The ISM activists, like most people who have a sense of fair play, do not believe that entire families (and in the Middle East, this can include up to 15 people), even the families of suicide bombers, should be punished for the actions of a single member.

International law, too, forbids this kind of collective punishment.

Corrie, Avery and Hurndall cannot be fairly described as "war activists." They are extraordinary people trying in their own way to speak truth to power.

They were standing up for powerless people and speaking up for voiceless people. They believed that their presence could focus attention on people who have been abandoned by the world.

Reading their letters home, we glimpse their noble instincts, their compassion; we sense the possibilities that arise when people reach out to others in a simple affirmation of a shared humanity.

By labeling them "war activists," Kopel attempts to decriminalize their murder or attempted murder. None of them was involved in any activity that could be considered remotely violent.

Corrie wore an orange fluorescent vest and addressed the driver of the bulldozer; he could see that she posed no threat, and yet he ran over her - twice.

Avery was in a deserted street, hands lifted above his head, when he was shot, and Hurndall was trying to protect two (clearly noncombatant) children when he was shot in the head.

The targeting of these individuals, just like the murder of 2,359 Palestinians since Sept. 28, 2000, was a criminal act with a political purpose.

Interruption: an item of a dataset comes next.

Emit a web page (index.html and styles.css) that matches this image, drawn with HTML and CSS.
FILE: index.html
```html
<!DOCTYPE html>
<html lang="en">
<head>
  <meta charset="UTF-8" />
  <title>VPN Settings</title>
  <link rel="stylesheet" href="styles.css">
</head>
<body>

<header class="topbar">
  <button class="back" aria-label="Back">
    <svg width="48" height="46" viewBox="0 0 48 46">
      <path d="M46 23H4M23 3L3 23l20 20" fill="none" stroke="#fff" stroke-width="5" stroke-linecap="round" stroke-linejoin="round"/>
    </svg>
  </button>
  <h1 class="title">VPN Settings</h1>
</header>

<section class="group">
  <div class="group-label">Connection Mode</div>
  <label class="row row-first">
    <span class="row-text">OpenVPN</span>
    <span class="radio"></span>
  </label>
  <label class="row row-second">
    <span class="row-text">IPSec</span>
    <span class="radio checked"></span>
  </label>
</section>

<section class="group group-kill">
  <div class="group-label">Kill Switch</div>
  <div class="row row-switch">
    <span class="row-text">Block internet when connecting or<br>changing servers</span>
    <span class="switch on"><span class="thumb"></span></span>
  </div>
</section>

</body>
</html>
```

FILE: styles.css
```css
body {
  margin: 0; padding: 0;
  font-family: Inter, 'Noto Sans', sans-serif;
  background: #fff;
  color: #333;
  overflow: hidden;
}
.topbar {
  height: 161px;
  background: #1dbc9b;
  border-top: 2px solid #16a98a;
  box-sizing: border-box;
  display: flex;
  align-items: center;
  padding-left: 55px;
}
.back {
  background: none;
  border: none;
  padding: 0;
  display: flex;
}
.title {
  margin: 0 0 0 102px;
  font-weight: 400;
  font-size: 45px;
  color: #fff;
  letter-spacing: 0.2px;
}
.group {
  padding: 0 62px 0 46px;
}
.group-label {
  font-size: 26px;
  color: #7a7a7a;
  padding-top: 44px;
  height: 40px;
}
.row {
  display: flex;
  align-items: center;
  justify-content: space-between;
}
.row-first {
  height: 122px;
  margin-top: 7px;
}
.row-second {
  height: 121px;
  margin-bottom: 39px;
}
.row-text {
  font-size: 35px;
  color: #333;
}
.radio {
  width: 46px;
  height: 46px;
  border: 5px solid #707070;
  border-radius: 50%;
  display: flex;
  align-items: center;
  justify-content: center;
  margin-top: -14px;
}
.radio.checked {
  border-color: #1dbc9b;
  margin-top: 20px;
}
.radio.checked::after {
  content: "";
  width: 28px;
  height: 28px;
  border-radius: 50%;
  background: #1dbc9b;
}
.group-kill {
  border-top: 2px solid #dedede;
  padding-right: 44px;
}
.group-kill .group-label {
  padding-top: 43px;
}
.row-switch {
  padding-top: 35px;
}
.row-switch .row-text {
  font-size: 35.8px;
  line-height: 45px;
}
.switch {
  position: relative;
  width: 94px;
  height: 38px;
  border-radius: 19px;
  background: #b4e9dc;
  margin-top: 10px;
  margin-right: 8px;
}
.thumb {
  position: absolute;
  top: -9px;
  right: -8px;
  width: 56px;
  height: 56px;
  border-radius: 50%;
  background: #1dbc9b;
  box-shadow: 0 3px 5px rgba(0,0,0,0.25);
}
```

Israel is apparently tired of Westerners bearing witness to its assaults on Palestinians and their society, and it is trying to discourage other activists from appearing on the scene.

Rather than smear these ISM activists, I think we must salute their uncommon courage to stand up for what is right.

And we should ask: What are they witnessing that makes Israel so determined to silence them?

Ida Audeh is a Palestinian-American who lives in Boulder. She traveled to the West Bank last May to interview Palestinians living there.